Cierra el monográfico la visión septentrional, fascinada por el poderío de las culturas andaluzas, de Andreu Jaume. Para los catalanes –nos dice el mallorquín—, el andaluz es el «otro» por antonomasia. Es el emigrante que fue a Cataluña a cumplir un papel subalterno, necesario para el desarrollo industrial y el enriquecimiento de la burguesía. Pero, para el catalanismo indepe, el andaluz es, sobre todo (¡Oh, maravilla!), el enviado de Franco, que llevó a los andaluces a Cataluña, para pervertir la pureza de la nación catalana y amenazar su identidad. El resultado de estas majaderías y de otras muchas, dice Jaume, fue una integración desigual y parcial del andaluz en Cataluña. La izquierda «colaboró» en la «inmersión» pujolista, puso sus argumentos al servicio de los designios nacionalistas e hizo que los emigrantes andaluces arrinconasen su cultura en beneficio de la catalana, que se les impuso a la fuerza.
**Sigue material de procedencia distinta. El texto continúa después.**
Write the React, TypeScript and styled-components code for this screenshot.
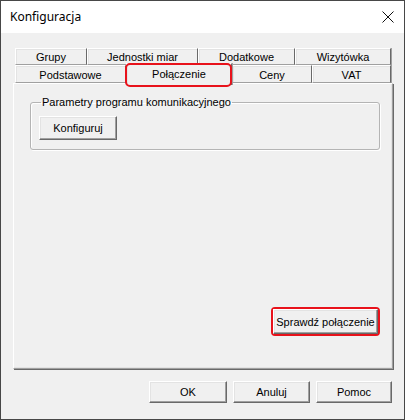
import styled, { createGlobalStyle } from "styled-components";

interface TabProps {
  w: number;
  active?: boolean;
  marked?: boolean;
}

const topTabs = [
  { label: "Grupy", w: 72 },
  { label: "Jednostki miar", w: 111 },
  { label: "Dodatkowe", w: 97 },
  { label: "Wizytówka", w: 96 },
];

const bottomTabs = [
  { label: "Podstawowe", w: 111 },
  { label: "Połączenie", w: 106, active: true },
  { label: "Ceny", w: 80 },
  { label: "VAT", w: 79 },
];

const App = () => {
  return (
    <>
      <GlobalStyle />
      <Window>
        <TitleBar>
          <Title>Konfiguracja</Title>
          <CloseButton>
            <svg width="12" height="12" viewBox="0 0 12 12">
              <path d="M0.5 0.5 L11.5 11.5 M11.5 0.5 L0.5 11.5" stroke="#111" strokeWidth="1" fill="none" />
            </svg>
          </CloseButton>
        </TitleBar>
        <Body>
          <TabStrip>
            <TabRow>
              {topTabs.map((t) => (
                <Tab key={t.label} w={t.w}>
                  {t.label}
                </Tab>
              ))}
            </TabRow>
            <TabRow>
              {bottomTabs.map((t) => (
                <Tab key={t.label} w={t.w} active={t.active} marked={t.active}>
                  {t.label}
                </Tab>
              ))}
            </TabRow>
          </TabStrip>
          <Panel>
            <Group>
              <Legend>Parametry programu komunikacyjnego</Legend>
              <Button w={78} h={24}>Konfiguruj</Button>
            </Group>
            <PanelFooter>
              <Highlight>
                <Button w={105} h={25}>Sprawdź połączenie</Button>
              </Highlight>
            </PanelFooter>
          </Panel>
          <DialogButtons>
            <Button w={78} h={22}>OK</Button>
            <Button w={77} h={22}>Anuluj</Button>
            <Button w={76} h={22}>Pomoc</Button>
          </DialogButtons>
        </Body>
      </Window>
    </>
  );
};

const GlobalStyle = createGlobalStyle`
  body {
    margin: 0;
    background: #ffffff;
  }
`;

const Window = styled.div`
  width: 405px;
  height: 420px;
  box-sizing: border-box;
  border: 1px solid #474747;
  display: flex;
  flex-direction: column;
  background: #f0f0f0;
  font-family: "Liberation Sans", Arial, sans-serif;
  font-size: 11px;
  color: #000;
`;

const TitleBar = styled.div`
  height: 32px;
  background: #ffffff;
  display: flex;
  align-items: center;
  padding: 0 0 0 9px;
`;

const Title = styled.div`
  flex: 1;
  font-family: "Noto Sans", "Open Sans", sans-serif;
  font-size: 12px;
  color: #000;
  padding-bottom: 1px;
`;

const CloseButton = styled.div`
  width: 46px;
  height: 32px;
  display: flex;
  align-items: center;
  justify-content: center;
  margin-right: -7px;
`;

const Body = styled.div`
  flex: 1;
  display: flex;
  flex-direction: column;
  padding: 15px 11px 0 12px;
`;

const TabStrip = styled.div`
  display: flex;
  flex-direction: column;
  margin: 0 2px;
  position: relative;
  z-index: 1;
`;

const TabRow = styled.div`
  display: flex;
  height: 17px;

  & + & {
    height: 18px;
  }
`;

const Tab = styled.div<TabProps>`
  position: relative;
  flex: 0 0 ${(p) => p.w}px;
  box-sizing: border-box;
  display: flex;
  align-items: center;
  justify-content: center;
  background: #f0f0f0;
  border: 1px solid #a0a0a0;
  border-right-color: #696969;
  border-left-color: #ffffff;
  border-top-color: #ffffff;
  box-shadow: inset 1px 1px 0 #e3e3e3, 1px 0 0 #a0a0a0;
  padding-top: 1px;
  ${(p) =>
    p.active &&
    `
    margin-top: -2px;
    height: 22px;
    border-bottom: none;
    padding-bottom: 2px;
    z-index: 2;
  `}

  ${(p) =>
    p.marked &&
    `
    &::after {
      content: "";
      position: absolute;
      left: -2px;
      right: -1px;
      top: -1px;
      bottom: -2px;
      border: 2px solid #e8121b;
      border-radius: 5px;
    }
  `}
`;

const Panel = styled.div`
  height: 286px;
  box-sizing: border-box;
  display: flex;
  flex-direction: column;
  border: 1px solid #a0a0a0;
  border-top-color: #ffffff;
  border-left-color: #ffffff;
  box-shadow: inset -1px -1px 0 #e3e3e3, 1px 1px 0 #696969;
  padding: 12px 12px 32px 16px;
`;

const Group = styled.fieldset`
  margin: 0;
  width: 350px;
  box-sizing: border-box;
  border: 1px solid #b4b4b4;
  border-radius: 3px;
  box-shadow: 1px 1px 0 #ffffff, inset 1px 1px 0 #ffffff;
  padding: 7px 8px 9px 8px;
`;

const Legend = styled.legend`
  padding: 0 1px;
  margin-left: 2px;
  line-height: 13px;
`;

const PanelFooter = styled.div`
  margin-top: auto;
  display: flex;
  justify-content: flex-end;
`;

const Highlight = styled.span`
  display: inline-flex;
  border: 2px solid #e8121b;
  border-radius: 4px;
`;

const Button = styled.button<{ w: number; h: number }>`
  width: ${(p) => p.w}px;
  height: ${(p) => p.h}px;
  box-sizing: border-box;
  padding: 0;
  font-family: "Liberation Sans", Arial, sans-serif;
  font-size: 11px;
  color: #000;
  background: #f0f0f0;
  border: 1px solid;
  border-color: #ffffff #696969 #696969 #ffffff;
  box-shadow: inset -1px -1px 0 #a0a0a0, inset 1px 1px 0 #e3e3e3;
  white-space: nowrap;
`;

const DialogButtons = styled.div`
  display: flex;
  justify-content: flex-end;
  gap: 6px;
  margin-top: 12px;
  padding-right: 1px;
`;

export default App;
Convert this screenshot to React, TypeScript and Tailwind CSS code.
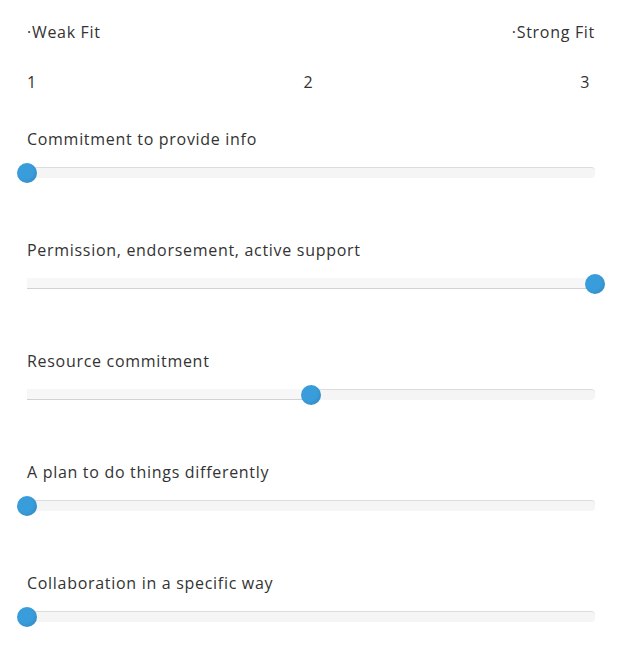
import React from "react";

const items = [
  { label: "Commitment to provide info", value: 1 },
  { label: "Permission, endorsement, active support", value: 3 },
  { label: "Resource commitment", value: 2 },
  { label: "A plan to do things differently", value: 1 },
  { label: "Collaboration in a specific way", value: 1 },
];

function Slider({ value }: { value: number }) {
  const pct = ((value - 1) / 2) * 100;
  return (
    <div className="relative h-[11px] rounded-r-[4px] border-t border-[#dcdcdc] bg-[#f5f5f5]">
      <div
        className="absolute left-0 top-[-1px] h-[11px] border-b border-[#d2d2d2] bg-[#f7f7f7]"
        style={{ width: `${pct}%` }}
      />
      <div
        className="absolute top-[-5px] h-[20px] w-[20px] rounded-full bg-[#3a9ddb] shadow-[inset_-2px_-2px_3px_rgba(0,0,0,0.08)]"
        style={{ left: `calc(${pct}% - 10px)` }}
      />
    </div>
  );
}

export default function App() {
  return (
    <div
      className="bg-white pl-[27px] pr-[30px] pt-[20px] pb-[30px] text-[16px] leading-[24px] tracking-[0.7px] text-[#333]"
      style={{ fontFamily: '"Open Sans", sans-serif' }}
    >
      <div className="flex justify-between">
        <span>·Weak Fit</span>
        <span>·Strong Fit</span>
      </div>
      <div className="mt-[26px] flex justify-between pr-[5px]">
        <span>1</span>
        <span>2</span>
        <span>3</span>
      </div>
      <div className="mt-[33px] flex flex-col gap-[60px]">
        {items.map((it) => (
          <div key={it.label} className="flex flex-col gap-[16px]">
            <span>{it.label}</span>
            <Slider value={it.value} />
          </div>
        ))}
      </div>
    </div>
  );
}
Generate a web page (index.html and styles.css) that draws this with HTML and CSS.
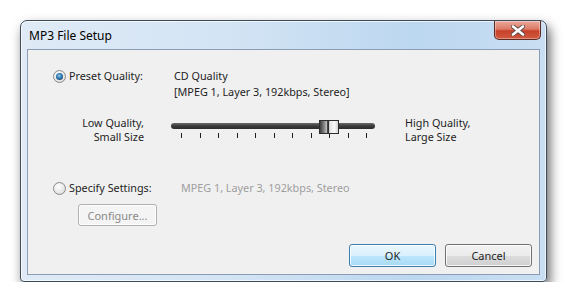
FILE: index.html
```html
<!DOCTYPE html>
<html lang="en">
<head>
    <meta charset="UTF-8">
    <title>MP3 File Setup</title>
    <link rel="stylesheet" href="styles.css">
</head>
<body>
    <div class="window">
        <div class="titlebar">
            <span class="title">MP3 File Setup</span>
            <button class="close-btn" aria-label="Close">
                <svg width="14" height="11" viewBox="0 0 14 11">
                    <path d="M2 1.5 L12 9.5 M12 1.5 L2 9.5" stroke="#5a4a48" stroke-width="4.4" stroke-linecap="round"/>
                    <path d="M2 1.5 L12 9.5 M12 1.5 L2 9.5" stroke="#ffffff" stroke-width="2.6" stroke-linecap="round"/>
                </svg>
            </button>
        </div>

        <div class="client">
            <div class="row preset">
                <div class="option">
                    <span class="radio checked"></span>
                    <span>Preset Quality:</span>
                </div>
                <div class="info">
                    <div>CD Quality</div>
                    <div>[MPEG 1, Layer 3, 192kbps, Stereo]</div>
                </div>
            </div>

            <div class="row quality">
                <div class="side left">Low Quality,<br>Small Size</div>
                <div class="slider">
                    <div class="track"></div>
                    <div class="thumb"></div>
                    <div class="ticks">
                        <i></i><i></i><i></i><i></i><i></i><i></i>
                        <i></i><i></i><i></i><i></i><i></i>
                    </div>
                </div>
                <div class="side right">High Quality,<br>Large Size</div>
            </div>

            <div class="row specify">
                <div class="option wide">
                    <span class="radio"></span>
                    <span>Specify Settings:</span>
                </div>
                <div class="info muted">MPEG 1, Layer 3, 192kbps, Stereo</div>
            </div>

            <button class="btn configure" disabled>Configure...</button>

            <div class="actions">
                <button class="btn primary">OK</button>
                <button class="btn">Cancel</button>
            </div>
        </div>
    </div>
</body>
</html>
```

FILE: styles.css
```css
* {
    margin: 0;
    padding: 0;
    box-sizing: border-box;
}

body {
    background: #ffffff;
    font-family: 'Noto Sans', 'Open Sans', sans-serif;
    font-size: 10.8px;
    color: #1e1e1e;
    padding: 20px 0 0 20px;
}

.window {
    width: 527px;
    height: 262px;
    display: flex;
    flex-direction: column;
    padding: 0 6px 6px 6px;
    border: 1px solid #3b4b5c;
    border-radius: 7px 7px 4px 4px;
    background: linear-gradient(to right, #dfeaf6 0%, #d3e4f4 40%, #bcd7f0 75%, #c9def2 100%);
    box-shadow: 3px 6px 12px rgba(0, 0, 0, 0.6), inset 0 0 0 1px rgba(255, 255, 255, 0.7);
}

.titlebar {
    height: 28px;
    display: flex;
    justify-content: space-between;
    align-items: flex-start;
}

.title {
    font-size: 12px;
    padding: 6px 0 0 2px;
    color: #000;
}

.close-btn {
    width: 47px;
    height: 19px;
    margin-right: -1px;
    border: 1px solid #5e2a22;
    border-top: none;
    border-radius: 0 0 5px 5px;
    background: linear-gradient(to bottom, #e9a99b 0%, #dd7a66 45%, #c7412a 55%, #d05a40 100%);
    box-shadow: inset 0 0 0 1px rgba(255, 255, 255, 0.35);
    display: flex;
    align-items: center;
    justify-content: center;
}

.client {
    flex: 1;
    background: #f0f0f0;
    border: 1px solid #8a9db5;
    display: flex;
    flex-direction: column;
    padding: 18px 7px 7px 25px;
}

.row {
    display: flex;
}

.option {
    width: 121px;
    display: flex;
    align-items: center;
    gap: 3px;
    height: 16px;
    line-height: 16px;
}

.option.wide {
    width: 128px;
}

.info {
    line-height: 16px;
}

.muted {
    color: #9e9e9e;
}

.radio {
    width: 13px;
    height: 13px;
    border-radius: 50%;
    border: 1px solid #8a8a8a;
    background: radial-gradient(circle at 40% 35%, #ffffff 0%, #e6e6e6 60%, #cfcfcf 100%);
    display: flex;
    align-items: center;
    justify-content: center;
}

.radio.checked::after {
    content: "";
    width: 7px;
    height: 7px;
    border-radius: 50%;
    background: radial-gradient(circle at 45% 40%, #8ccbed 0%, #2f78ad 45%, #123452 100%);
}

.quality {
    margin-top: 16px;
    line-height: 14px;
}

.side {
    width: 91px;
}

.side.left {
    text-align: right;
}

.slider {
    position: relative;
    width: 204px;
    height: 26px;
    margin: 0 30px 0 27px;
}

.track {
    margin-top: 7px;
    height: 6px;
    border-radius: 3px;
    background: linear-gradient(to bottom, #6a6a6a 0%, #3a3a3a 50%, #2c2c2c 100%);
}

.thumb {
    position: absolute;
    left: 148px;
    top: 4px;
    width: 20px;
    height: 14px;
    border: 1px solid #2e2e2e;
    background: linear-gradient(to right, #3e3e3e 0%, #8c8c8c 25%, #c8c8c8 40%, #2e2e2e 42%, #2e2e2e 50%, #e2e2e2 53%, #fafafa 80%, #d4d4d4 100%);
}

.ticks {
    display: flex;
    justify-content: space-between;
    margin: 4px 8px 0 10px;
}

.ticks i {
    display: block;
    width: 1px;
    height: 5px;
    background: #1e1e1e;
}

.specify {
    margin-top: 36px;
}

.btn {
    font-family: inherit;
    font-size: 11px;
    color: #1e1e1e;
    width: 87px;
    height: 23px;
    border: 1px solid #707070;
    border-radius: 3px;
    background: linear-gradient(to bottom, #f2f2f2 0%, #ebebeb 50%, #dddddd 51%, #cfcfcf 100%);
    box-shadow: inset 0 0 0 1px rgba(255, 255, 255, 0.8);
}

.btn.configure {
    width: 79px;
    height: 22px;
    margin: 8px 0 0 25px;
    color: #8a8a8a;
    border-color: #adb2b5;
    background: #f4f4f4;
}

.btn.primary {
    border-color: #3c7fb1;
    background: linear-gradient(to bottom, #eaf6fd 0%, #d9f0fc 50%, #bee6fd 51%, #a7d9f5 100%);
}

.actions {
    margin-top: auto;
    display: flex;
    justify-content: flex-end;
    gap: 9px;
}
```
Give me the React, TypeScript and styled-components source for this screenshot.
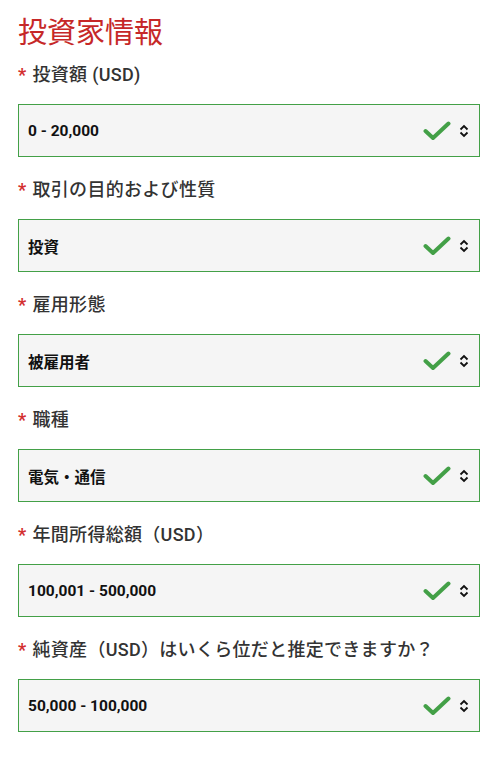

Está muy bien esta visión foránea. Es un soplo de aire fresco en la atmósfera que se respira en la Cataluña actual, y se agradece. Un testimonio así, que no es ni victimista ni ombliguista, es un verdadero lujo. Porque el riesgo, incluso para una tierra tan poco nacionalista, como lo es la de María Santísima, es siempre el ombliguismo narcisista. En este magnífico monográfico, que no es ni chovinista ni autocomplaciente, se echa en falta una mayor diversidad geográfica en el origen de sus colaboradores. El 90% es sevillano. ¿Va a ser cierto aquello del centralismo sevillano? ¿O llevaba razón el amigo jerezano?